Databases Under the Hood

A database consists of user-defined space for the permanent storage of user objects such as tables and indexes. This space is allocated in one or more operating system files.

Databases are divided into logical pages (of 8 KB each), and within each file the pages are numbered contiguously from 0 to x, with the upper value x being defined by the size of the file. You can refer to any page by specifying a database ID, a file ID, and a page number. When you use the ALTER DATABASE command to enlarge a file, the new space is added to the end of the file. That is, the first page of the newly allocated space is page x + 1 on the file you're enlarging. When you shrink a database by using either the DBCC SHRINKDATABASE or DBCC SHRINKFILE command, pages are removed starting at the highest page in the database (at the end) and moving toward lower-numbered pages.
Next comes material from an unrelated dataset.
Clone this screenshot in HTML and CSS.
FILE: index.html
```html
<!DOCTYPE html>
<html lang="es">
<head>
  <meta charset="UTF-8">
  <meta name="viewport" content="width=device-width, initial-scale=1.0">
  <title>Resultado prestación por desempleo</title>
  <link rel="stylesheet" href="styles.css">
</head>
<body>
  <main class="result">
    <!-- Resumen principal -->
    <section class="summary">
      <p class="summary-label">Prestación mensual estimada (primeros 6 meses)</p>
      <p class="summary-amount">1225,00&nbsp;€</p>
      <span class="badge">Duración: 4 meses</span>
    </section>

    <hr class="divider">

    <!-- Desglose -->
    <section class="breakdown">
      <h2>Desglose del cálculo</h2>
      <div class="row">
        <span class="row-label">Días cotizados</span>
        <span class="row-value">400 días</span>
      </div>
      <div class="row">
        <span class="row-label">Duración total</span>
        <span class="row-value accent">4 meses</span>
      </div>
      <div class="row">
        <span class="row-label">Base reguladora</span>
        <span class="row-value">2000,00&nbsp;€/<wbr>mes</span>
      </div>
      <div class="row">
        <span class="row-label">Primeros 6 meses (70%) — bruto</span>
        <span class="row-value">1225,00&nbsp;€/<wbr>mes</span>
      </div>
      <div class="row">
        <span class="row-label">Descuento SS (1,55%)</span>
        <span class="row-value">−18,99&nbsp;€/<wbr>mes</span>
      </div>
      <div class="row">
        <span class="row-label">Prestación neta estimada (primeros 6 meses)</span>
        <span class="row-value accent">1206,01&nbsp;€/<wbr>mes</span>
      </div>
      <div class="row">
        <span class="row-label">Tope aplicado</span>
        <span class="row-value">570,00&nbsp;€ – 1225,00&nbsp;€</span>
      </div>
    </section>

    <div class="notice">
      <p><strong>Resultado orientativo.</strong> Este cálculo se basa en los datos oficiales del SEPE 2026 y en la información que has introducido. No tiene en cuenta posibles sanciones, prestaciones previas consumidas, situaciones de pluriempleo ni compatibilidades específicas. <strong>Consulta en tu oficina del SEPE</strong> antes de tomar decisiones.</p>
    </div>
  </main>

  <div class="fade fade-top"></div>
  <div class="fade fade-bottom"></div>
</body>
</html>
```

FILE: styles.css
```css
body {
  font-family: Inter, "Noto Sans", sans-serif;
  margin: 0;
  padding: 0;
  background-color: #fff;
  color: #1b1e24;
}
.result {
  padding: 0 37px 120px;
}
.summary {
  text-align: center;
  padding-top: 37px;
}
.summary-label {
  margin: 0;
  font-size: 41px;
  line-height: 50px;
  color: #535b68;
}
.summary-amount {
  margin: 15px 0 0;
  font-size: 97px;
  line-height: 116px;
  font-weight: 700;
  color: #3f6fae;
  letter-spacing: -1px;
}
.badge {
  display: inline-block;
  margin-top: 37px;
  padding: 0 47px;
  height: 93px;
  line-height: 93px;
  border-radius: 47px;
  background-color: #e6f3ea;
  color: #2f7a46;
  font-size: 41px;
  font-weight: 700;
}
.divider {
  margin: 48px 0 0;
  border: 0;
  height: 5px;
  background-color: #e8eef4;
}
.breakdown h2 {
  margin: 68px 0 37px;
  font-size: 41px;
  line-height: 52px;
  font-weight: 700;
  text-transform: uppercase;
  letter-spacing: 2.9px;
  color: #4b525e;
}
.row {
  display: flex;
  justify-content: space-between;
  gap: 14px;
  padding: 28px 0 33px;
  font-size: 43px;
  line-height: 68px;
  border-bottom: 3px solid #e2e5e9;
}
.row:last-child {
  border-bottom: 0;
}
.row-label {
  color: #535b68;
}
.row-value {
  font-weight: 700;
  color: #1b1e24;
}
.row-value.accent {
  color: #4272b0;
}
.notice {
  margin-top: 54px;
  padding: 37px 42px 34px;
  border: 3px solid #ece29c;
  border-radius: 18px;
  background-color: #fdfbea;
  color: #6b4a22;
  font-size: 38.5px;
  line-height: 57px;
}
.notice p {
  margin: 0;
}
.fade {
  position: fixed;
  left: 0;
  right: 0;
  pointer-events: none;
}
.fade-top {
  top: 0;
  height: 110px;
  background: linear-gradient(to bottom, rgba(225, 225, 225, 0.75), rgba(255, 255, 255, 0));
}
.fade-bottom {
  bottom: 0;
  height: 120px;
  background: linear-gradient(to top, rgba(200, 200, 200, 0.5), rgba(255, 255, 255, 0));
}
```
This ensures that page numbers within a file are always contiguous.

The master database contains 50 system tables: the same 19 tables found in user databases, plus 31 tables that are found only in master. Many of these tables—including syslockinfo, sysperfinfo, syscurconfigs, and sysprocesses—don't physically exist in the master database; rather, they're built dynamically each time a user queries them. Twelve of these tables contain information about remote servers; they don't contain any data until you define other servers with which you'll be communicating. The master database also contains 26 system views. Twenty of these are INFORMATION_SCHEMA views; I'll discuss them in Chapter 6. Except for the INFORMATION_SCHEMA views, all these system objects, in both the master and user databases, have names that begin with sys. To see a list of the system tables and views that are found in only the master database, you can execute the following query:

 SELECT type, name FROM master..sysobjects WHERE type IN ('s', 'v') AND name NOT IN (SELECT name FROM model..sysobjects) GO 

The master database also contains nine tables that can be referred to as pseudo-system tables. These table names begin with spt_ and are used as lookup tables by various system procedures, but they aren't true system tables. You should never modify them directly because that might break some of the system procedures. However, deleting them doesn't invalidate the basic integrity of the database, which is what happens if true system tables are altered.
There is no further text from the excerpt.